Cambodia, Laos, Myanmar, and Vietnam offer great potential for Thai entrepreneurs, said Wimon Punkong, director of research at the Institute for Trade and Development.
Thai products are popular with consumers in all four countries and e-commerce can create a borderless market for trading them, Wimon said.
However, hurdles abound. These include unstable digital infrastructure, poor logistics, and complex regulations that make it difficult for Thai businesses, particularly small and medium-sized enterprises (SMEs), to connect directly with consumers throughout the region.
The Thai government should take the lead by proposing a regional working group to find ways for companies in each country to connect with e-marketplaces in neighboring countries, Wimon said.
This could begin with cross-border e-payments under the Asean Payment Connectivity concept, he added.
The Thai government should also improve the digital literacy of Thai entrepreneurs and ensure they have the digital tools necessary to compete.
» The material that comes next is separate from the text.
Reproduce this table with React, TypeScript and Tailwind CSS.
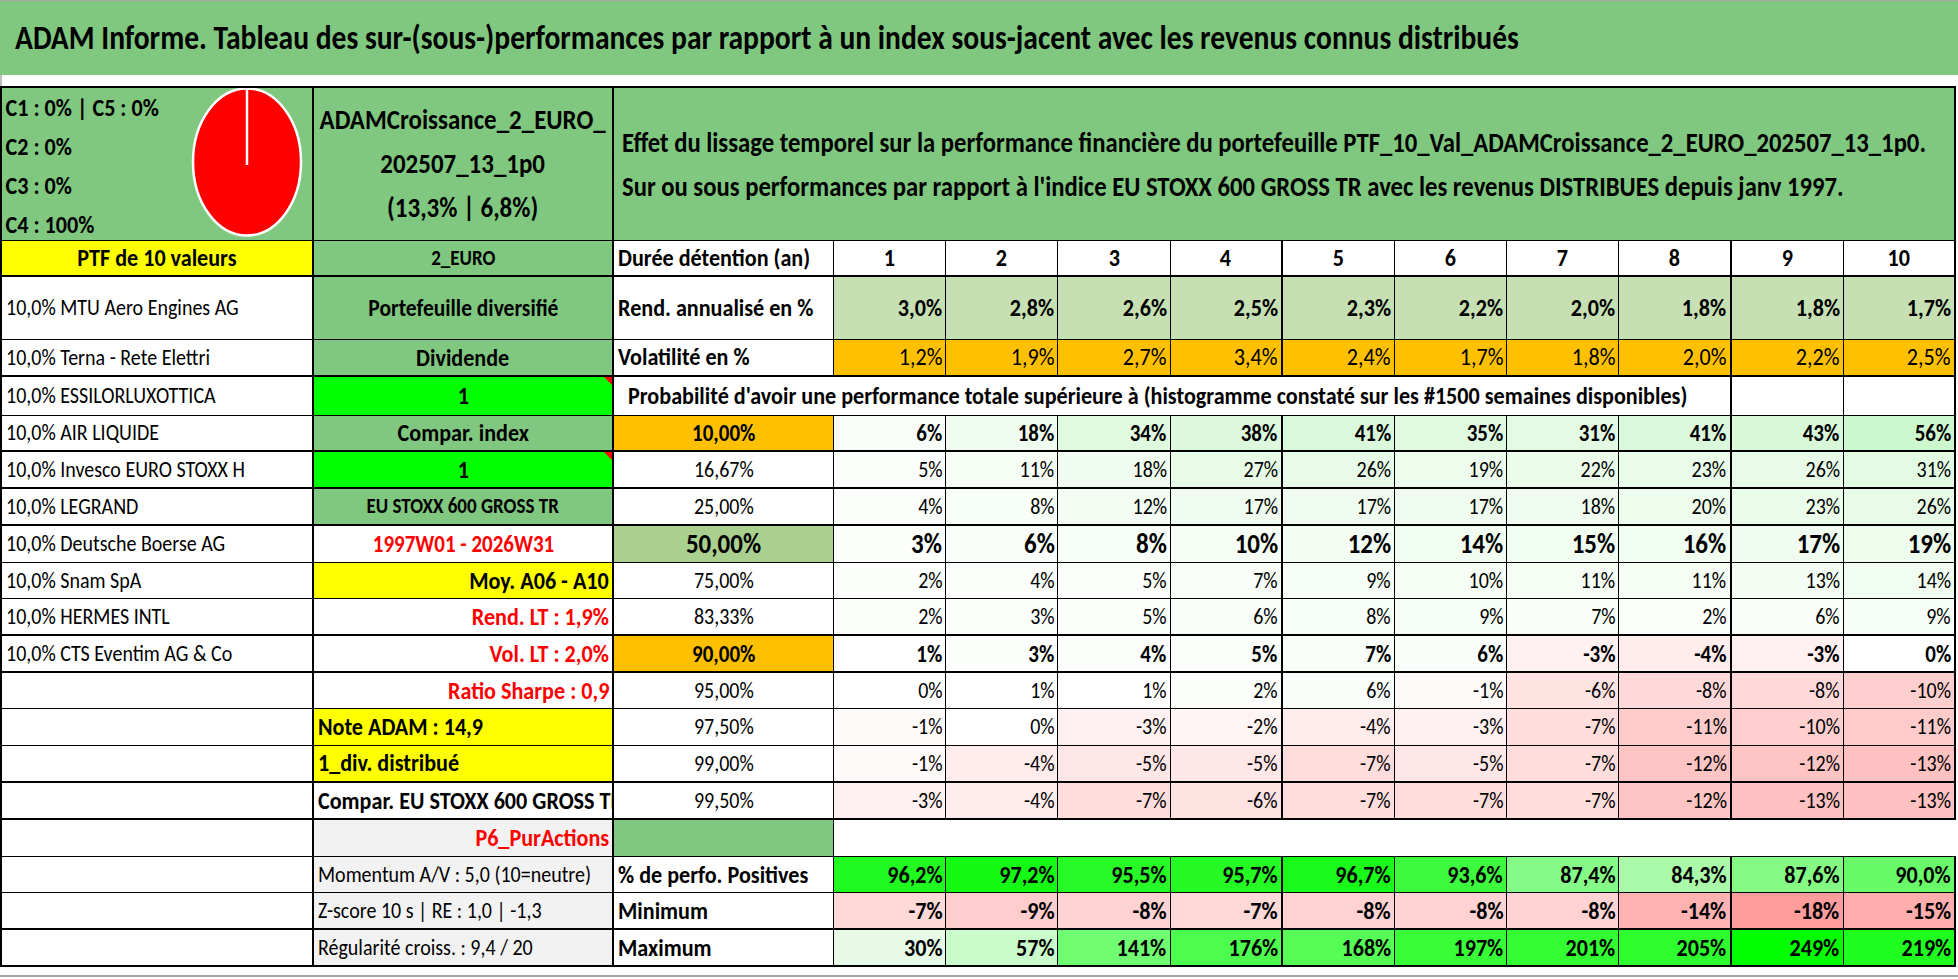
import React from "react";

type Kind = "bold" | "norm" | "big";

const FONT = "font-['Carlito','Calibri','Liberation_Sans_Narrow','DejaVu_Sans_Condensed',sans-serif]";

const REND = ["3,0%", "2,8%", "2,6%", "2,5%", "2,3%", "2,2%", "2,0%", "1,8%", "1,8%", "1,7%"];
const VOL = ["1,2%", "1,9%", "2,7%", "3,4%", "2,4%", "1,7%", "1,8%", "2,0%", "2,2%", "2,5%"];

const STOCKS = [
  "10,0% MTU Aero Engines AG",
  "10,0% Terna - Rete Elettri",
  "10,0% ESSILORLUXOTTICA",
  "10,0% AIR LIQUIDE",
  "10,0% Invesco EURO STOXX H",
  "10,0% LEGRAND",
  "10,0% Deutsche Boerse AG",
  "10,0% Snam SpA",
  "10,0% HERMES INTL",
  "10,0% CTS Eventim AG & Co",
];

const PROB: { seuil: string; kind: Kind; vals: number[] }[] = [
  { seuil: "10,00%", kind: "bold", vals: [6, 18, 34, 38, 41, 35, 31, 41, 43, 56] },
  { seuil: "16,67%", kind: "norm", vals: [5, 11, 18, 27, 26, 19, 22, 23, 26, 31] },
  { seuil: "25,00%", kind: "norm", vals: [4, 8, 12, 17, 17, 17, 18, 20, 23, 26] },
  { seuil: "50,00%", kind: "big", vals: [3, 6, 8, 10, 12, 14, 15, 16, 17, 19] },
  { seuil: "75,00%", kind: "norm", vals: [2, 4, 5, 7, 9, 10, 11, 11, 13, 14] },
  { seuil: "83,33%", kind: "norm", vals: [2, 3, 5, 6, 8, 9, 7, 2, 6, 9] },
  { seuil: "90,00%", kind: "bold", vals: [1, 3, 4, 5, 7, 6, -3, -4, -3, 0] },
  { seuil: "95,00%", kind: "norm", vals: [0, 1, 1, 2, 6, -1, -6, -8, -8, -10] },
  { seuil: "97,50%", kind: "norm", vals: [-1, 0, -3, -2, -4, -3, -7, -11, -10, -11] },
  { seuil: "99,00%", kind: "norm", vals: [-1, -4, -5, -5, -7, -5, -7, -12, -12, -13] },
  { seuil: "99,50%", kind: "norm", vals: [-3, -4, -7, -6, -7, -7, -7, -12, -13, -13] },
];

// colonne B, lignes 5..15
const SIDE: { text: string; cls: string; tri?: boolean }[] = [
  { text: "Compar. index", cls: "bg-[#80C880] justify-center font-bold text-[25px]" },
  { text: "1", cls: "bg-[#00FF00] justify-center font-bold text-[25px]", tri: true },
  { text: "EU STOXX 600 GROSS TR", cls: "bg-[#80C880] justify-center font-bold text-[21.5px]" },
  { text: "1997W01 - 2026W31", cls: "justify-center font-bold text-[23.7px] text-[#FF0000]" },
  { text: "Moy. A06 - A10", cls: "bg-[#FFFF00] justify-end pr-[3px] font-bold text-[25px]" },
  { text: "Rend. LT : 1,9%", cls: "justify-end pr-[3px] font-bold text-[25px] text-[#FF0000]" },
  { text: "Vol. LT : 2,0%", cls: "justify-end pr-[3px] font-bold text-[25px] text-[#FF0000]" },
  { text: "Ratio Sharpe : 0,9", cls: "justify-end pr-[3px] font-bold text-[25px] text-[#FF0000]" },
  { text: "Note ADAM : 14,9", cls: "bg-[#FFFF00] !items-end pl-[4px] font-bold text-[25px]" },
  { text: "1_div. distribué", cls: "bg-[#FFFF00] !items-end pl-[4px] font-bold text-[25px]" },
  { text: "Compar. EU STOXX 600 GROSS TR", cls: "pl-[4px] font-bold text-[25px]" },
];

const POSITIVES = ["96,2%", "97,2%", "95,5%", "95,7%", "96,7%", "93,6%", "87,4%", "84,3%", "87,6%", "90,0%"];
const MINIMUM = [-7, -9, -8, -7, -8, -8, -8, -14, -18, -15];
const MAXIMUM = [30, 57, 141, 176, 168, 197, 201, 205, 249, 219];

const R2 = [0, 1, 6, 10, 12];
const B2 = [false, true, false, true, false, true, true, true, false, false, true, true, false, false, true, true, false, false, true, true];

const rgb = (r: number, g: number, b: number) => `rgb(${Math.round(r)},${Math.round(g)},${Math.round(b)})`;

function probBg(v: number) {
  if (v > 0) return rgb(255 - 0.9 * v, 255 - 0.15 * v, 255 - 0.9 * v);
  if (v < 0) return rgb(255, 255 - 4.8 * -v, 255 - 4.8 * -v);
  return "#ffffff";
}

function posBg(s: string) {
  const t = (parseFloat(s.replace(",", ".")) - 84.3) / 12.9;
  return rgb(170 - 150 * t, 250, 170 - 150 * t);
}

function minBg(v: number) {
  return rgb(255, 254 - 5.4 * -v, 254 - 5.4 * -v);
}

function maxBg(v: number) {
  const t = (v - 30) / 219;
  return rgb(230 - 230 * t, 250 + 5 * t, 230 - 230 * t);
}

// le texte du classeur est un Calibri un peu serré : on le resserre horizontalement
function Sq({ o, className = "", children }: { o: string; className?: string; children: React.ReactNode }) {
  return <span className={`inline-block scale-x-[0.885] ${o} ${className}`}>{children}</span>;
}

function Cell({
  r,
  c,
  span = 1,
  className = "",
  style,
  tri,
  children,
}: {
  r: number;
  c: number;
  span?: number;
  className?: string;
  style?: React.CSSProperties;
  tri?: boolean;
  children?: React.ReactNode;
}) {
  const last = c + span - 1;
  const spanCls = span === 11 ? "col-span-11" : span === 10 ? "col-span-10" : span === 9 ? "col-span-9" : "";
  const edge = `${R2.includes(last) ? "border-r-2" : "border-r"} ${B2[r] ? "border-b-2" : "border-b"}`;
  const o = className.includes("justify-end")
    ? "origin-right"
    : className.includes("justify-center")
      ? "origin-center"
      : "origin-left";
  return (
    <div
      className={`relative flex min-w-0 items-center overflow-hidden whitespace-nowrap border-black ${edge} ${spanCls} ${className}`}
      style={style}
    >
      {children !== undefined && children !== "" && <Sq o={o}>{children}</Sq>}
      {tri && (
        <span className="absolute right-0 top-0 h-0 w-0 border-l-[8px] border-t-[8px] border-l-transparent border-t-[#FF0000]" />
      )}
    </div>
  );
}

function Pie() {
  return (
    <svg width="112" height="153" viewBox="0 0 112 153" className="mr-[9px] shrink-0">
      <ellipse cx="56" cy="74" rx="54" ry="73.5" fill="#FF0000" stroke="#ffffff" strokeWidth="2.5" />
      <line x1="56" y1="1" x2="56" y2="77" stroke="#ffffff" strokeWidth="2.5" />
    </svg>
  );
}

export default function App() {
  const cols = Array.from({ length: 10 }, (_, i) => i);

  return (
    <div className={`h-[979px] w-[1958px] overflow-hidden bg-white text-black ${FONT}`}>
      <div className="flex h-[75px] items-center border-t border-[#a6a6a6] bg-[#80C880] pl-[15px] text-[33.4px] font-bold">
        <Sq o="origin-left">
          ADAM Informe. Tableau des sur-(sous-)performances par rapport à un index sous-jacent avec les revenus connus distribués
        </Sq>
      </div>
      <div className="h-[11px] border-l-2 border-[#bdbdbd]" />

      <div className="grid w-[1956px] grid-cols-[312px_300px_220px_repeat(10,112.2px)] grid-rows-[153px_36px_63px_37px_39px_36px_37px_37px_37px_36px_37px_37px_36px_37px_37px_37px_37px_36px_37px_37px] border-l-2 border-t-2 border-black">
        {/* ligne 0 : en-tête */}
        <div className="flex items-start justify-between overflow-hidden border-b border-r-2 border-black bg-[#80C880]">
          <div className="flex origin-left scale-x-[0.885] flex-col whitespace-nowrap pl-[4px] text-[25px] font-bold leading-[39px]">
            <span>C1 : 0% | C5 : 0%</span>
            <span>C2 : 0%</span>
            <span>C3 : 0%</span>
            <span>C4 : 100%</span>
          </div>
          <Pie />
        </div>
        <div className="flex items-center justify-center overflow-hidden border-b border-r-2 border-black bg-[#80C880]">
          <div className="flex origin-center scale-x-[0.885] flex-col items-center whitespace-nowrap text-[28.2px] font-bold leading-[44px]">
            <span>ADAMCroissance_2_EURO_</span>
            <span>202507_13_1p0</span>
            <span>(13,3% | 6,8%)</span>
          </div>
        </div>
        <div className="col-span-11 flex items-center overflow-hidden border-b border-r-2 border-black bg-[#80C880] pl-[8px]">
          <div className="flex origin-left scale-x-[0.885] flex-col whitespace-nowrap text-[27.9px] font-bold leading-[44px]">
            <span>Effet du lissage temporel sur la performance financière du portefeuille PTF_10_Val_ADAMCroissance_2_EURO_202507_13_1p0.</span>
            <span>Sur ou sous performances par rapport à l'indice EU STOXX 600 GROSS TR avec les revenus DISTRIBUES depuis janv 1997.</span>
          </div>
        </div>

        {/* ligne 1 : durée */}
        <Cell r={1} c={0} className="justify-center bg-[#FFFF00] text-[25px] font-bold">PTF de 10 valeurs</Cell>
        <Cell r={1} c={1} className="justify-center bg-[#80C880] text-[21.5px] font-bold">2_EURO</Cell>
        <Cell r={1} c={2} className="pl-[4px] text-[25px] font-bold">Durée détention (an)</Cell>
        {cols.map((i) => (
          <Cell key={`d${i}`} r={1} c={3 + i} className="justify-center text-[25px] font-bold">
            {i + 1}
          </Cell>
        ))}

        {/* ligne 2 : rendement */}
        <Cell r={2} c={0} className="pl-[4px] text-[22.6px]">{STOCKS[0]}</Cell>
        <Cell r={2} c={1} className="justify-center bg-[#80C880] text-[24.3px] font-bold">Portefeuille diversifié</Cell>
        <Cell r={2} c={2} className="pl-[4px] text-[25px] font-bold">Rend. annualisé en %</Cell>
        {REND.map((v, i) => (
          <Cell key={`r${i}`} r={2} c={3 + i} className="justify-end bg-[#C6E0B4] pr-[3px] text-[25px] font-bold">
            {v}
          </Cell>
        ))}

        {/* ligne 3 : volatilité */}
        <Cell r={3} c={0} className="pl-[4px] text-[22.6px]">{STOCKS[1]}</Cell>
        <Cell r={3} c={1} className="justify-center bg-[#80C880] text-[25px] font-bold">Dividende</Cell>
        <Cell r={3} c={2} className="!items-end pl-[4px] text-[25px] font-bold">Volatilité en %</Cell>
        {VOL.map((v, i) => (
          <Cell key={`v${i}`} r={3} c={3 + i} className="!items-end justify-end bg-[#FFC000] pr-[3px] text-[25px]">
            {v}
          </Cell>
        ))}

        {/* ligne 4 : probabilité */}
        <Cell r={4} c={0} className="pl-[4px] text-[22.6px]">{STOCKS[2]}</Cell>
        <Cell r={4} c={1} className="justify-center bg-[#00FF00] text-[25px] font-bold" tri>
          1
        </Cell>
        <Cell r={4} c={2} span={9} className="pl-[14px] text-[25px] font-bold">
          Probabilité d'avoir une performance totale supérieure à (histogramme constaté sur les #1500 semaines disponibles)
        </Cell>
        <Cell r={4} c={11} />
        <Cell r={4} c={12} />

        {/* lignes 5..15 : histogramme */}
        {PROB.map((row, k) => {
          const r = 5 + k;
          const side = SIDE[k];
          const stock = STOCKS[r - 2] ?? "";
          const seuilCls =
            row.kind === "big"
              ? "bg-[#A9D08E] text-[28.2px] font-bold"
              : row.kind === "bold"
                ? "bg-[#FFC000] text-[23.7px] font-bold"
                : "text-[22.6px]";
          const valCls =
            row.kind === "big" ? "text-[28.2px] font-bold" : row.kind === "bold" ? "text-[23.7px] font-bold" : "text-[22.6px]";
          return (
            <React.Fragment key={row.seuil}>
              <Cell r={r} c={0} className="pl-[4px] text-[22.6px]">{stock}</Cell>
              <Cell r={r} c={1} className={side.cls} tri={side.tri}>
                {side.text}
              </Cell>
              <Cell r={r} c={2} className={`justify-center ${seuilCls}`}>{row.seuil}</Cell>
              {row.vals.map((v, i) => (
                <Cell
                  key={i}
                  r={r}
                  c={3 + i}
                  className={`justify-end pr-[3px] ${valCls}`}
                  style={{ backgroundColor: probBg(v) }}
                >
                  {v}%
                </Cell>
              ))}
            </React.Fragment>
          );
        })}

        {/* ligne 16 : P6 */}
        <Cell r={16} c={0} />
        <Cell r={16} c={1} className="justify-end bg-[#F2F2F2] pr-[3px] text-[25px] font-bold text-[#FF0000]">P6_PurActions</Cell>
        <Cell r={16} c={2} className="bg-[#80C880]" />
        <div className="col-span-10 border-b border-black bg-white" />

        {/* lignes 17..19 : synthèse */}
        <Cell r={17} c={0} />
        <Cell r={17} c={1} className="bg-[#F2F2F2] pl-[4px] text-[22.6px]">Momentum A/V : 5,0 (10=neutre)</Cell>
        <Cell r={17} c={2} className="pl-[4px] text-[25px] font-bold">% de perfo. Positives</Cell>
        {POSITIVES.map((v, i) => (
          <Cell key={`p${i}`} r={17} c={3 + i} className="justify-end pr-[3px] text-[25px] font-bold" style={{ backgroundColor: posBg(v) }}>
            {v}
          </Cell>
        ))}

        <Cell r={18} c={0} />
        <Cell r={18} c={1} className="bg-[#F2F2F2] pl-[4px] text-[22.6px]">Z-score 10 s | RE : 1,0 | -1,3</Cell>
        <Cell r={18} c={2} className="pl-[4px] text-[25px] font-bold">Minimum</Cell>
        {MINIMUM.map((v, i) => (
          <Cell key={`m${i}`} r={18} c={3 + i} className="justify-end pr-[3px] text-[25px] font-bold" style={{ backgroundColor: minBg(v) }}>
            {v}%
          </Cell>
        ))}

        <Cell r={19} c={0} />
        <Cell r={19} c={1} className="bg-[#F2F2F2] pl-[4px] text-[22.6px]">Régularité croiss. : 9,4 / 20</Cell>
        <Cell r={19} c={2} className="pl-[4px] text-[25px] font-bold">Maximum</Cell>
        {MAXIMUM.map((v, i) => (
          <Cell key={`x${i}`} r={19} c={3 + i} className="justify-end pr-[3px] text-[25px] font-bold" style={{ backgroundColor: maxBg(v) }}>
            {v}%
          </Cell>
        ))}
      </div>

      <div className="mt-[8px] h-[2px] w-full bg-[#a6a6a6]" />
    </div>
  );
}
It should improve one-stop services for imports and exports, strengthen online databases, and create a national digital trade platform, Wimon said.
Although e-commerce has grown dramatically in mainland Southeast Asia, most e-commerce platforms are run by companies from outside the region, primarily Chinese-owned companies.
As a result, Thailand risks losing this market of 180 million consumers to competitors from outside the region.
Wimon made the comments at Wednesday’s forum "Unlocking Trade for CLMVT". The acronym refers to the five countries that comprise mainland Southeast Asia: Cambodia, Laos, Myanmar, Vietnam and Thailand.
Several of the institute’s studies on ways to increase trade in mainland Southeast Asia were presented at the forum, including one focusing on digital trade that included research by Lao and Vietnamese experts.
Wimon said the research aims to find strategies for developing cross-border e-commerce that benefits Thailand as well as neighbouring countries.